Pour cela, ils ont entrepris des démarches collectives (code des bonnes pratiques et certification Systecode...) et individuelles. La sélection des lièges a été améliorée, le processus de fabrication repensé, et le chlore abandonné. Mais ces mesures n'ont pas été suivies d'un effet marqué.
Chaque entreprise propose aujourd'hui une formule ' magique ' pour éradiquer les TCA : des micro-ondes de Delfin au CO 2 supercritique, de Sabaté Diosos. Les micro-ondes sont réputées détruire toutes traces de TCA et de micro-organismes de transformation de ses précurseurs. Quant au CO 2 supercritique, il est censé avoir les propriétés de circulation d'un gaz et d'entraînement d'un liquide, débarrassant le liège des molécules contaminantes. Il est en phase de test semi-industriel au Commissariat à l'énergie atomique ; il sera industrialisé d'ici à fin 2004.
' Cette multiplication de recettes individuelles prouve que tous ont pris conscience du problème , se réjouissait dernièrement Marc Sabaté, à la fin de son mandat de président de la Fédération française des syndicats du liège. L'amélioration individuelle participe à l'amélioration collective. ' Mais il n'existe pas d'essai indépendant validant ces techniques. En avril 2000, l'Awri publiait des résultats d'essai du procédé Delfin, qui ne mettaient pas en évidence de différences significatives entre les bouchons traités ou non. L'inventeur du procédé, tout en remettant ces données en cause, n'a pas renouvelé l'essai.

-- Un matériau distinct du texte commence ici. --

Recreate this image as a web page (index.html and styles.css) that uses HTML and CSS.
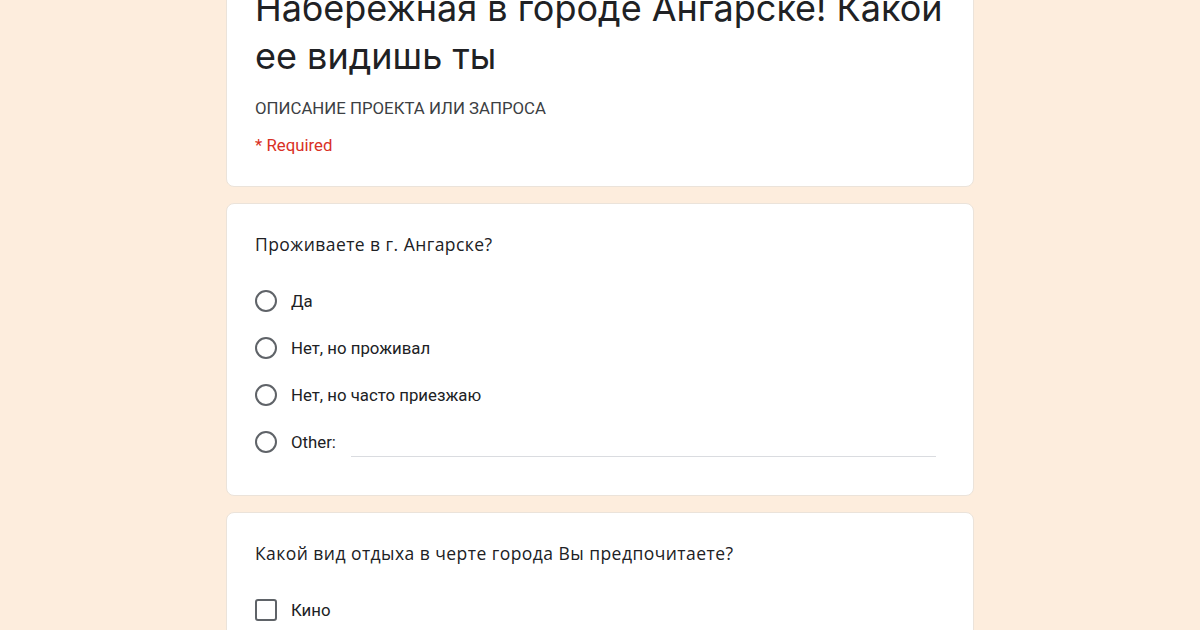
FILE: index.html
```html
<!DOCTYPE html>
<html lang="ru">
<head>
  <meta charset="UTF-8" />
  <meta name="viewport" content="width=device-width, initial-scale=1" />
  <title>Набережная в городе Ангарске</title>
  <link rel="stylesheet" href="styles.css">
</head>
<body>
  <div class="form">

    <!-- Header card -->
    <div class="card header-card">
      <h1 class="form-title">Набережная в городе Ангарске! Какой ее видишь ты</h1>
      <div class="form-desc">ОПИСАНИЕ ПРОЕКТА ИЛИ ЗАПРОСА</div>
      <div class="required-note">* Required</div>
    </div>

    <!-- Question 1 -->
    <div class="card question">
      <div class="question-title">Проживаете в г. Ангарске?</div>
      <div class="options">
        <label class="option">
          <span class="radio"></span>
          <span class="option-label">Да</span>
        </label>
        <label class="option">
          <span class="radio"></span>
          <span class="option-label">Нет, но проживал</span>
        </label>
        <label class="option">
          <span class="radio"></span>
          <span class="option-label">Нет, но часто приезжаю</span>
        </label>
        <label class="option">
          <span class="radio"></span>
          <span class="option-label">Other:</span>
          <span class="other-input"></span>
        </label>
      </div>
    </div>

    <!-- Question 2 -->
    <div class="card question">
      <div class="question-title">Какой вид отдыха в черте города Вы предпочитаете?</div>
      <div class="options">
        <label class="option">
          <span class="checkbox"></span>
          <span class="option-label">Кино</span>
        </label>
      </div>
    </div>

  </div>
</body>
</html>
```

FILE: styles.css
```css
body {
  background-color: #fdeddd;
  margin: 0;
  padding: 0;
  font-family: 'Roboto', 'Liberation Sans', sans-serif;
  color: #202124;
  overflow: hidden;
  height: 630px;
}

.form {
  width: 748px;
  margin: -45px auto 0 auto;
  display: flex;
  flex-direction: column;
  gap: 16px;
}

.card {
  background: #fff;
  border: 1px solid #ebe3da;
  border-radius: 8px;
  padding: 28px;
  box-sizing: border-box;
}

.header-card {
  padding-bottom: 29px;
}

.form-title {
  font-family: 'Inter', 'Open Sans', sans-serif;
  font-weight: 400;
  font-size: 36px;
  line-height: 48px;
  margin: 0;
  color: #202124;
}

.form-desc {
  margin-top: 16px;
  font-size: 16.8px;
  line-height: 24px;
  color: #3c4043;
}

.required-note {
  margin-top: 13px;
  font-size: 16.8px;
  line-height: 24px;
  color: #d93025;
}

.question {
  padding-top: 26px;
  padding-bottom: 33px;
}

.question-title {
  font-family: 'Open Sans', 'Roboto', sans-serif;
  font-size: 17.5px;
  line-height: 28px;
  letter-spacing: 0.45px;
}

.options {
  margin-top: 23px;
  display: flex;
  flex-direction: column;
  gap: 7px;
}

.option {
  display: flex;
  align-items: center;
  height: 40px;
  font-size: 16.8px;
}

.radio {
  width: 22px;
  height: 22px;
  border: 2px solid #5f6368;
  border-radius: 50%;
  box-sizing: border-box;
  flex-shrink: 0;
}

.checkbox {
  width: 22px;
  height: 22px;
  border: 2px solid #5f6368;
  border-radius: 3px;
  box-sizing: border-box;
  flex-shrink: 0;
}

.option-label {
  margin-left: 14px;
  color: #202124;
}

.other-input {
  flex: 1;
  margin-left: 15px;
  margin-right: 9px;
  align-self: flex-end;
  margin-bottom: 5px;
  border-bottom: 1px solid #dadce0;
}
```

C'est ce manque de transparence que les professionnels du vin dénoncent. Derrière les effets d'annonce, pas de réel résultat. ' Au CIVC, nous avons mis en place des protocoles d'essais, mais ils ne se sont jamais concrétisés , précise Michel Valade. Cortex est le seul à avoir joué le jeu. ' Cela a permis de valider l'efficacité de cette rondelle de silicone, qui forme un joint empêchant le contact entre le vin et le liège. L'ICV a également évalué ce système pour les vins tranquilles.

Toutefois, ' il ne faut pas jeter la pierre aux bouchonniers, ajoute Michel Valade . De réels efforts ont été réalisés, même s'ils ne se sont pas manifestés significativement sur les résultats. ' Il admet d'ailleurs qu'il y a une certaine fatalité à la persistance d'un ' bruit de fond ' avec le liège, car une matière naturelle n'est pas homogène. Sur une même planche de liège, certaines zones sont contaminées et d'autres exemptes de TCA, sans que cela soit prévisible. En outre, il ne faut pas négliger les problèmes en cave, malgré les progrès faits en la matière, car ' la décontamination est très difficile ', selon Arnaud Immelé.
Au-delà des goûts de moisi, la filière du liège s'attache à souligner les atouts d'un produit qui a fait ses preuves depuis sept cents ans. Elle s'implique également dans des démarches démontrant leur aptitude au contact alimentaire. Le Syndicat des bouchonniers en Champagne et le CIVC se sont associés pour une évaluation systématique du caractère alimentaire des produits mis en oeuvre dans l'élaboration des bouchons.

Pour les vins tranquilles, une telle coopération entre bouchonniers et professionnels du vin n'existe pas encore, faute d'interlocuteur unique. En faisant la preuve de son aptitude au contact alimentaire, le liège précède ses concurrents. Forte de 90 % de parts de marché, la filière du liège ne s'inquiète d'ailleurs pas du développement des autres bouchages, qu'elle juge complémentaires.
Si le principal défaut du liège reste le goût de moisi, il est souvent imbattable sur les autres caractéristiques du bouchage, avec un bon compromis entre étanchéité et perméabilité à l'oxygène. Il permet donc une évolution du vin, mais avec une certaine hétérogénéité. De plus, selon Arnaud Immelé, les polyphénols du liège pourraient jouer un rôle dans la limitation des phénomènes d'oxydation.